Remembering Local Clip adjustments

    When the clipping level for a branch is adjusted using the "+" tools in front of statements, this action is recorded in a small in-memory data base. This database has room for 128 selections of "+" tools in each document. If the 129th entry is made into this database, the oldest entry is purged.

Fast Commands

    Double clicking the mouse button with the cursor positioned over a link (or word or style delimited phrase) is equivalent to doing a Jump Link command with the Mark option and positioning the hand over the link (or word or style delimited phrase).

    An alternate behavior is available by selecting the Command Key Jump selection in the Behave menu. With this item selected a Fast Jump Link is performed when the mouse button is clicked while holding down the Command Key. The double click of the mouse button reverts to the popular "select word" of Macintosh word processors.

    Jumping to a particular statement visible on the screen can be done with a Jump Mark operation (Command M) which ends with a Jump Confirmation dialog unless the "No Jump Confirm" option is selected. If the "Jmp" tool is selected while holding down the Command Key then the Jump confirmation dialog is not presented regardless of the "No Jump Confirm" selection.

    All keyboard accelerators are displayed with the Show Keyboard shortcuts option of the Edit menu is selected.

Option Settings

    Option settings are stored with each Thinker document. When Thinker is launched by double clicking on a document icon, the options for that document are used to control the initial behavior of Thinker. The options are not changed when you jump to a new document. If you want to use the options associated with a new document, select the Get Options item from the File menu.

    Similarly the active options are not automatically saved with a document. If you want to save the current option settings so that they will be in force when the Thinker is launched for a particular document, select the Save Options item from the File menu.
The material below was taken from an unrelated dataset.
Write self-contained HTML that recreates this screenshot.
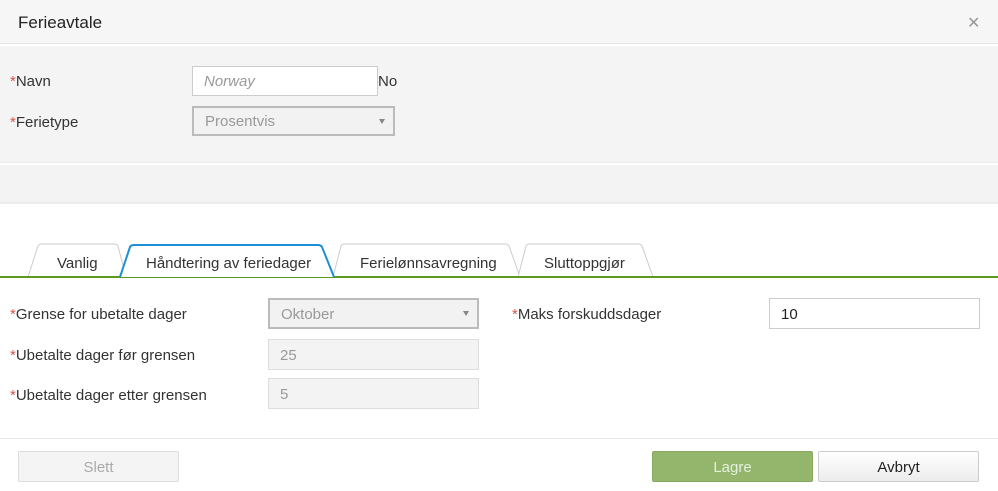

    The entire Thinker environment of all open windows is saved if the shift key is held down when Save Options is selected. Launching Thinker from a document with options saved this way will cause the same multiwindow, multifile environment to be restored.

Cursor Position

    When one attempts to place the cursor at the very end of a line, the cursor will show up at the beginning of the next line unless the line is the last line of a statement. This position at the beginning of the next line represents where any typed characters would appear on the screen. Putting the cursor at the end of the line would be misleading as the word wrap feature will immediately spill any typed characters over onto the next line.

Read Cache

    In order to improve the performance of Thinker when operating on files that are accessed via a network, Thinker maintains a small cache of blocks of the file. The only significance of this cache is that it consumes memory.

Carriage Return Behavior

    The behavior of the carriage return key is unlike the standard Mac behavior unless "Return Equals Split" is selected in the Behave menu. Holding the shift key reverses the effect of the "Return Equals Split" behavior setting.

Accelerated Commands

    The Jmp, Delete, Cpy, and Mov tools have an accelerated mode. As long as the command key is held down, the dialog box that might be expected is omitted and the highlighted option is automatically selected. Thus, holding down the Command key while selecting Cpy assumes that you wish to copy the Marked Branch and immediately changes to a pointing hand to mark the branch to copy. If you continue to hold down the command key when the branch is marked it is assumed that you wish to mark the destination of the copy and the pointer remains a pointer hand. If you continue to hold down the command key as you mark the destination branch it is assumed that you wish the copied branch at the same level as the destination.